Henry David Thoreau’s “Walden” was published on August 9, 1852

On this day August 9, 1852, Henry David Thoreau’s “Walden; or, Life in the Woods” was published. “Walden” details Thoreau’s experiences over the course of two years living in a woodland cabin he built near Walden Pond near Concord, Massachusetts. Notes  about the author from The Thoreau Society – which is the oldest and largest organization devoted to an American author:

Henry David Thoreau was an American author, philosopher, and naturalist who was part of the Transcendentalist movement.  He is best known for his “Civil Disobedience” essay, which he wrote after spending a night in jail for not paying the poll tax; and for his two-year retreat to Walden Pond, detailed in his second book, Walden, or Life in the Woods.

Selected Thoughts of Henry Thoreau:

If a man does not keep pace with his companions, perhaps it is because he hears a different drummer.  Let him step to the music which he hears, however measured or far away.

To be awake is to be alive.  I have never yet met a man who was quite awake.

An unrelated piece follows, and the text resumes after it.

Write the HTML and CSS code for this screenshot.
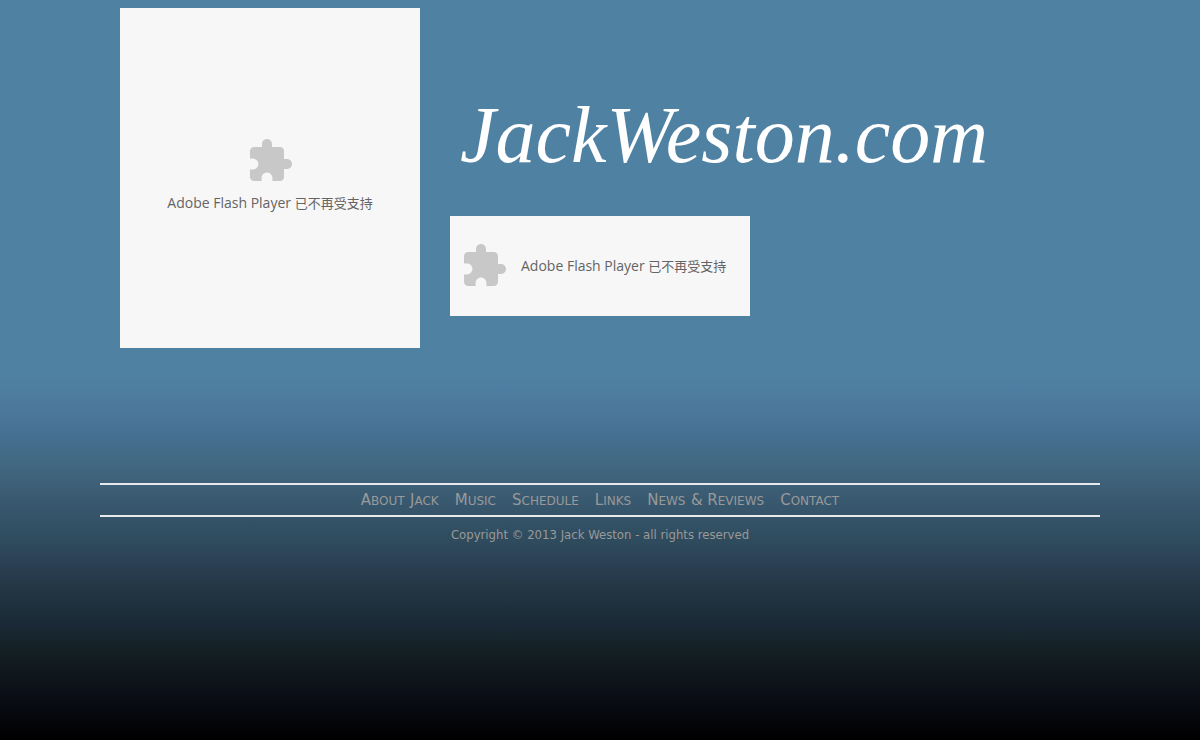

The mass of men lead lives of quiet desperation.

I went to the woods because I wished to live deliberately, to front only the essential facts of life, and see if I could not learn what it had to teach, and not, when I came to die, discover that I had not lived.

   Simplicity, simplicity, simplicity!  I say, let your affairs be as two or three, and not a hundred or a thousand … Simplify, simplify.